For their debut album, Queen recorded "Doing All Right". According to the book Queen: The Early Years, Staffell has been well compensated through royalties from the sale of the album, given his co-songwriting credit for the song with May. Queen also recorded the song for their first BBC recording session with John Peel. That session, along with their third session, have been released in the UK as At the Beeb (Band of Joy Records) in 1989, and in the U.S. as Queen at the BBC (Hollywood Records) in 1995. Also in 1995, Queen issued their "Let Me Live" single, of which one CD format features three of the first session BBC recordings, including "Doing Alright".

Smile reunited for several songs on 22 December 1992. Taylor's band the Cross were headlining a gig, and he brought May and Staffell on to play "Earth" and "If I Were a Carpenter". May also performed several other songs that night.

In 2018, Smile reunited once more, at Abbey Road Studios to re-record "Doing All Right". This release was used in Queen's Bohemian Rhapsody film, with May and Taylor taking lead vocals and using Staffell's vocals from the original recording on the middle section.

==Discography==
Two legitimate releases of the six Smile tracks have been issued:
Gettin' Smile (LP) from Japan, released 23 September 1982, on Mercury Records. The sleeve contains notoriously inaccurate lyrics and songwriting credits for the songs. This release was used for all subsequent bootlegs which contain the songs.

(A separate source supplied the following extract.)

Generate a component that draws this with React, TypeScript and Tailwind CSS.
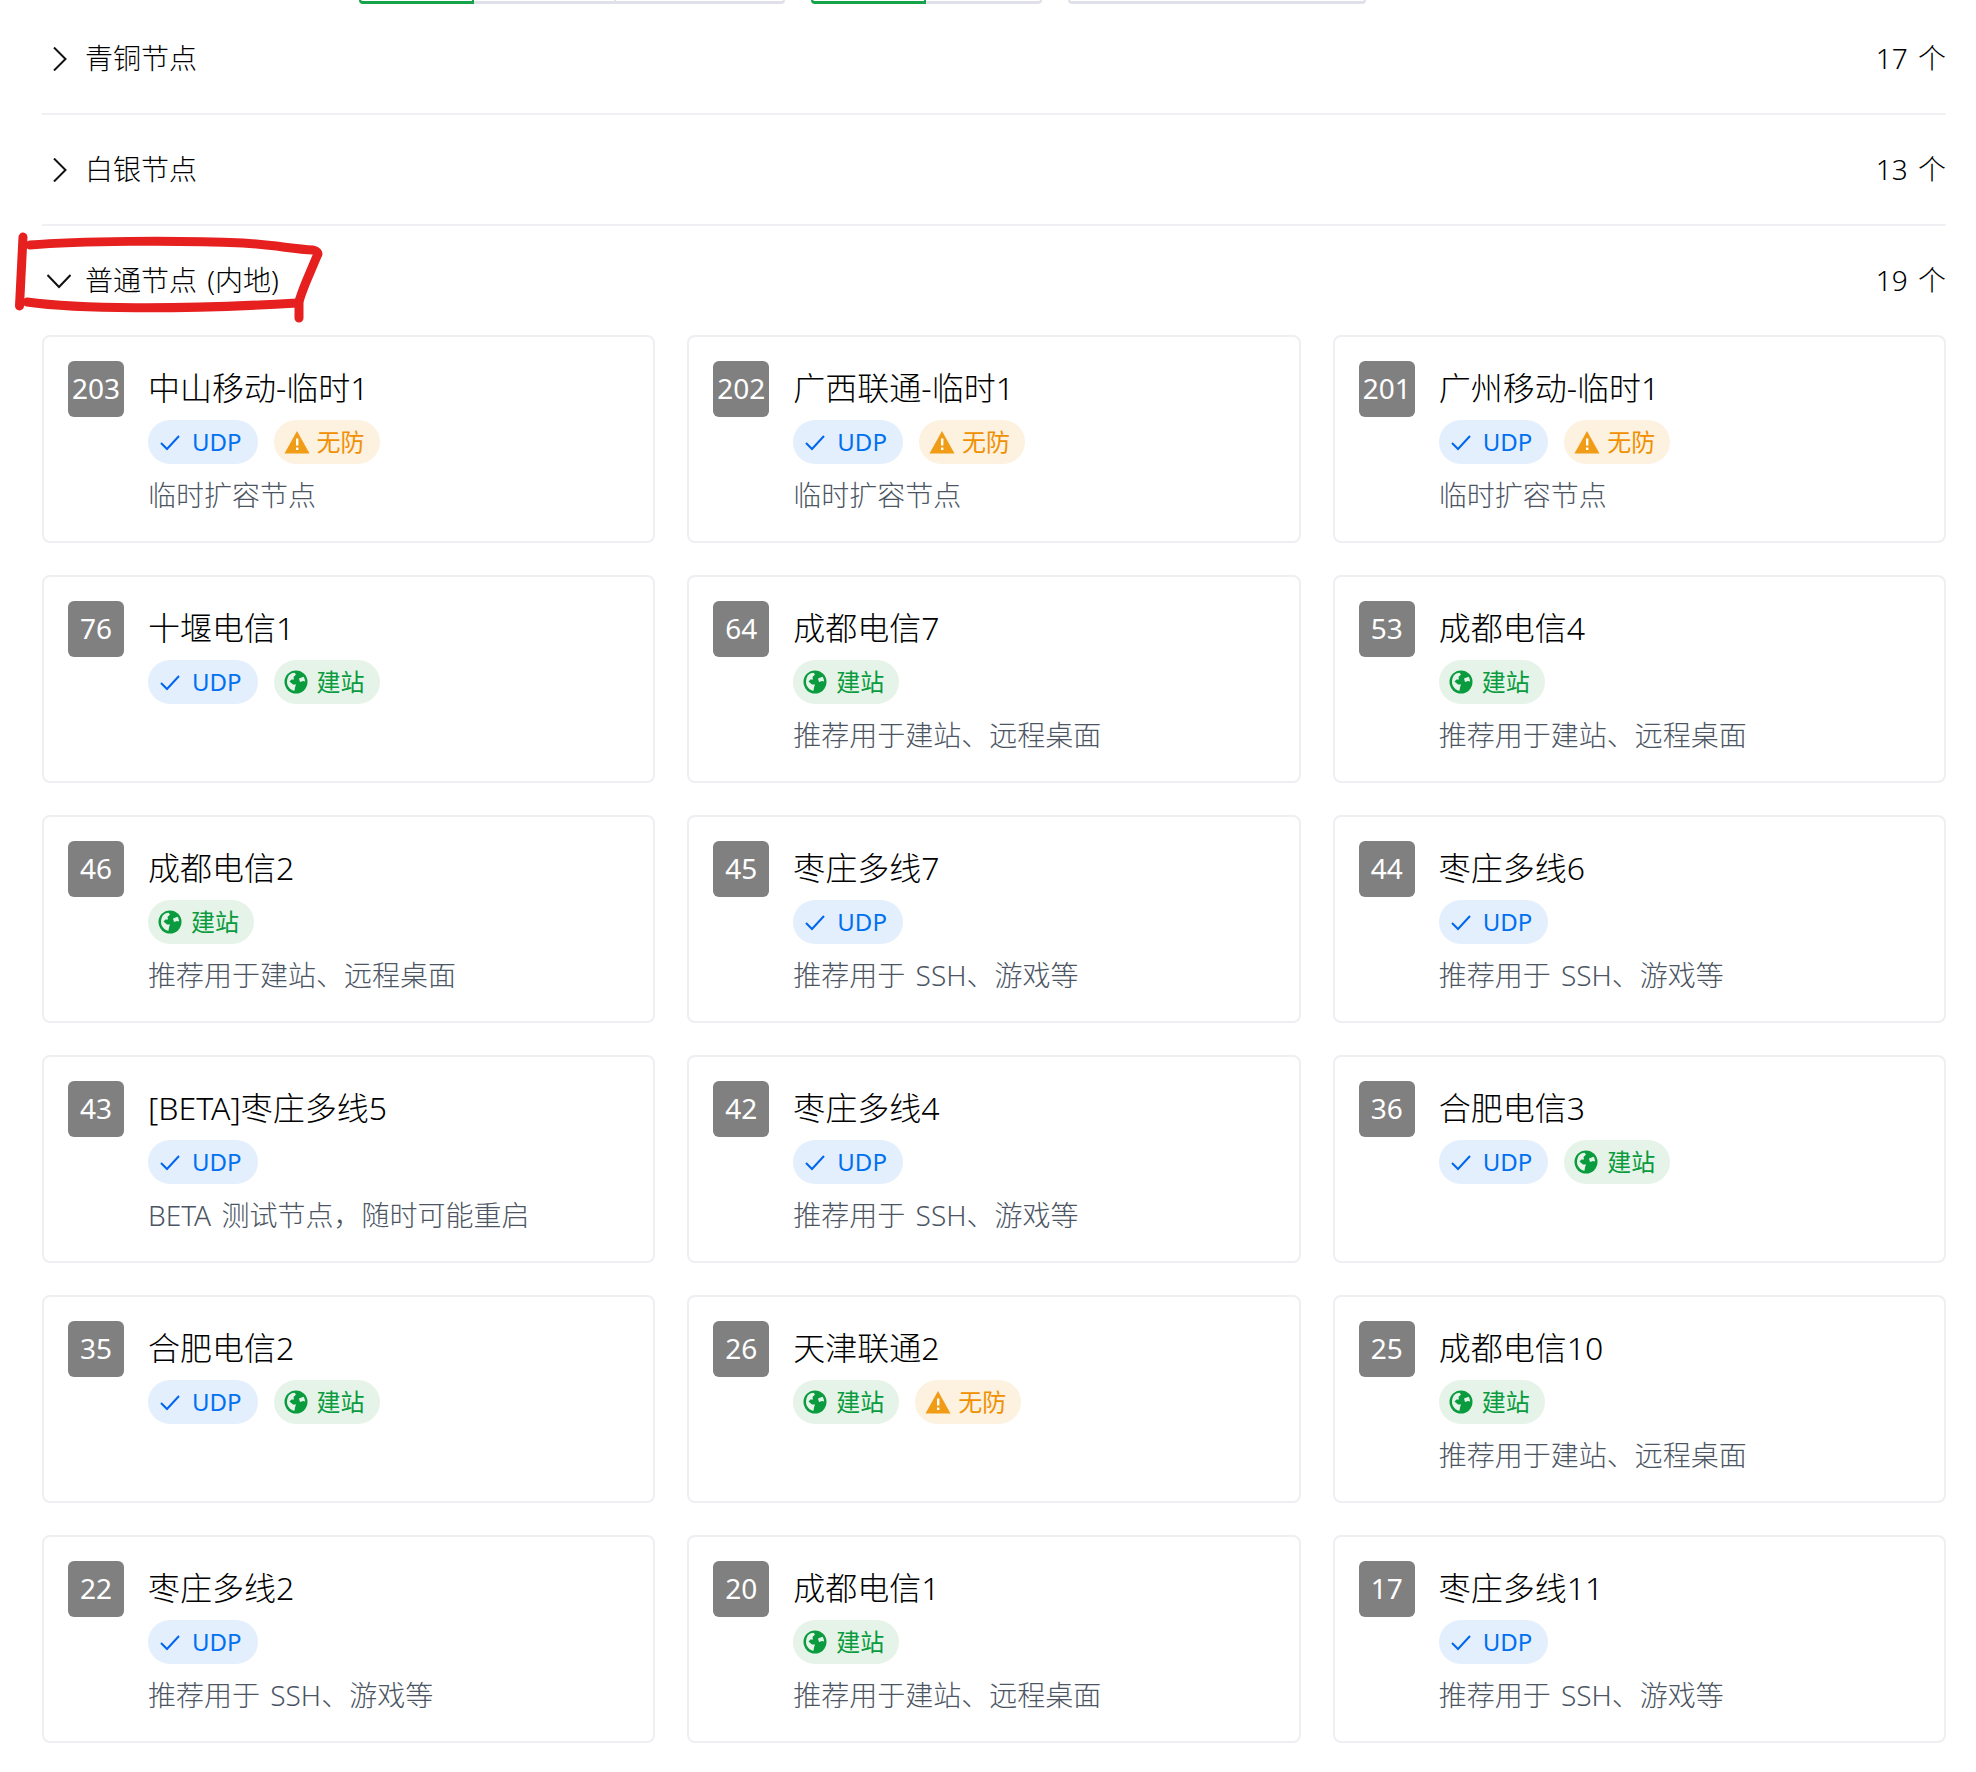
import type { ReactNode } from "react"

type Tag = "udp" | "site" | "open"

type NodeInfo = {
  id: number
  name: string
  tags: Tag[]
  desc?: string
}

const SITE_DESC = "推荐用于建站、远程桌面"
const SSH_DESC = "推荐用于 SSH、游戏等"

const nodes: NodeInfo[] = [
  { id: 203, name: "中山移动-临时1", tags: ["udp", "open"], desc: "临时扩容节点" },
  { id: 202, name: "广西联通-临时1", tags: ["udp", "open"], desc: "临时扩容节点" },
  { id: 201, name: "广州移动-临时1", tags: ["udp", "open"], desc: "临时扩容节点" },
  { id: 76, name: "十堰电信1", tags: ["udp", "site"] },
  { id: 64, name: "成都电信7", tags: ["site"], desc: SITE_DESC },
  { id: 53, name: "成都电信4", tags: ["site"], desc: SITE_DESC },
  { id: 46, name: "成都电信2", tags: ["site"], desc: SITE_DESC },
  { id: 45, name: "枣庄多线7", tags: ["udp"], desc: SSH_DESC },
  { id: 44, name: "枣庄多线6", tags: ["udp"], desc: SSH_DESC },
  { id: 43, name: "[BETA]枣庄多线5", tags: ["udp"], desc: "BETA 测试节点，随时可能重启" },
  { id: 42, name: "枣庄多线4", tags: ["udp"], desc: SSH_DESC },
  { id: 36, name: "合肥电信3", tags: ["udp", "site"] },
  { id: 35, name: "合肥电信2", tags: ["udp", "site"] },
  { id: 26, name: "天津联通2", tags: ["site", "open"] },
  { id: 25, name: "成都电信10", tags: ["site"], desc: SITE_DESC },
  { id: 22, name: "枣庄多线2", tags: ["udp"], desc: SSH_DESC },
  { id: 20, name: "成都电信1", tags: ["site"], desc: SITE_DESC },
  { id: 17, name: "枣庄多线11", tags: ["udp"], desc: SSH_DESC },
]

function CheckIcon() {
  return (
    <svg width="20" height="20" viewBox="0 0 20 20" fill="none" stroke="#0066ee" strokeWidth="2">
      <path d="M1 11l6 6L19 4" />
    </svg>
  )
}

function WarnIcon() {
  return (
    <svg width="26" height="24" viewBox="0 0 26 24">
      <path d="M13 1L25.500 23.500H.5z" fill="#f09c17" />
      <path d="M12 8.500h2.400v7H12zM12 17.500h2.400V20H12z" fill="#fff" />
    </svg>
  )
}

function GlobeIcon() {
  return (
    <svg width="24" height="24" viewBox="0 0 24 24">
      <circle cx="12" cy="12" r="11.500" fill="#0a9b3e" />
      <path
        d="M4.800 5.500C6 4 8.500 2.800 10.500 2.800L12 4.500 9.500 7 10 9.500 7.500 9.500 5.500 11.500 9 14.500 12 14.500 11 17.500 10.500 20.800C6.500 20.200 3 16.500 3 12 3 9.500 3.700 7.200 4.800 5.500zM15 8.500L19.500 6.800C20.500 8.200 21 10 21 11.500L19 11 16 12z"
        fill="#e5f3e9"
      />
    </svg>
  )
}

function Pill({ tag }: { tag: Tag }) {
  if (tag === "udp") {
    return (
      <span className="flex h-11 items-center gap-3 rounded-full bg-[#e3effd] pl-3 pr-4 text-2xl font-normal text-[#0070f0]">
        <CheckIcon />
        UDP
      </span>
    )
  }
  if (tag === "site") {
    return (
      <span className="flex h-11 items-center gap-[9px] rounded-full bg-[#e5f3e9] pl-[10px] pr-[15px] text-2xl font-normal text-[#0a9b3e]">
        <GlobeIcon />
        建站
      </span>
    )
  }
  return (
    <span className="flex h-11 items-center gap-[7px] rounded-full bg-[#fdf1e0] pl-[10px] pr-[15px] text-2xl font-normal text-[#f09000]">
      <WarnIcon />
      无防
    </span>
  )
}

function NodeCard({ node }: { node: NodeInfo }) {
  return (
    <div className="flex h-[208px] gap-6 rounded-lg border-2 border-[#eeeef3] p-6">
      <div className="flex h-14 w-14 shrink-0 items-center justify-center rounded-md bg-[#808080] pb-[3px] text-[28px] font-normal text-white">
        {node.id}
      </div>
      <div className="min-w-0">
        <div className="h-14 text-[32px] leading-[53px] text-black">{node.name}</div>
        <div className="mt-[3px] flex gap-4">
          {node.tags.map((t) => (
            <Pill key={t} tag={t} />
          ))}
        </div>
        {node.desc && <div className="mt-[11px] text-[28px] leading-10 text-[#4b5563]">{node.desc}</div>}
      </div>
    </div>
  )
}

function GroupRow({ open, title, count, children }: { open?: boolean; title: string; count: number; children?: ReactNode }) {
  return (
    <div className={open ? "" : "border-b-2 border-[#f0f0f4]"}>
      <div className="flex h-[109px] items-center text-[28px] text-black">
        <svg width="24" height="24" viewBox="0 0 24 24" fill="none" stroke="#111" strokeWidth="2" className="ml-[5px] mr-[14px]">
          {open ? <path d="M.5 6L12 18 23.500 6" /> : <path d="M7 .5L18.500 12 7 23.500" />}
        </svg>
        <span className="mb-[2px]">{title}</span>
        <span className="mb-[2px] ml-auto">{count} 个</span>
      </div>
      {children}
    </div>
  )
}

export default function App() {
  return (
    <div className="relative min-h-[1772px] bg-white font-['Noto_Sans','Noto_Sans_CJK_SC',sans-serif] font-light [word-spacing:3px]">
      <div className="flex h-1 items-end overflow-hidden pl-[359px]">
        <div className="h-1 w-[115px] rounded-bl-lg border-x-2 border-b-[3px] border-[#16a34a]" />
        <div className="h-1 w-[142px] border-b-[3px] border-r-2 border-[#e0e0e8]" />
        <div className="h-1 w-[169px] rounded-br-lg border-b-[3px] border-r-2 border-[#e0e0e8]" />
        <div className="ml-[26px] h-1 w-[115px] rounded-bl-lg border-x-2 border-b-[3px] border-[#16a34a]" />
        <div className="h-1 w-[116px] rounded-br-lg border-b-[3px] border-r-2 border-[#e0e0e8]" />
        <div className="ml-[26px] h-1 w-[298px] rounded-b-lg border-x-2 border-b-[3px] border-[#e0e0e8]" />
      </div>
      <div className="ml-[42px] mr-[30px]">
        <GroupRow title="青铜节点" count={17} />
        <GroupRow title="白银节点" count={13} />
        <GroupRow open title="普通节点 (内地)" count={19}>
          <div className="grid grid-cols-3 gap-8">
            {nodes.map((n) => (
              <NodeCard key={n.id} node={n} />
            ))}
          </div>
        </GroupRow>
      </div>
      {/* hand drawn marker around the open group */}
      <svg width="320" height="110" viewBox="0 0 320 110" fill="none" stroke="#e61f1f" strokeWidth="9" strokeLinecap="round" strokeLinejoin="round" className="absolute left-[10px] top-[225px]">
        <path d="M13 12L9.500 81" />
        <path d="M20 20C67 16 167 15 233 18C265 20 283 24 303 25Q310 27 307 31L296 57Q290 72 289 77L289 93" />
        <path d="M17 77C67 84 167 85 287 78" />
      </svg>
    </div>
  )
}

Ghost of a Smile (CD) from the Netherlands, released in 1997, on Pseudonym Records. The CD booklet is comprehensive and features new liner notes by Staffell. All the tracks were newly remastered. The album also features two versions of the Eddie Howell/Freddie Mercury collaboration "The Man from Manhattan" (no relation to Smile, except that May plays guitar on it).

There is a bootleg album of their early tracks circa the Smile-era titled Pre-Ordained. Most of them also appeared on the 1995 Italian bootleg In Nuce.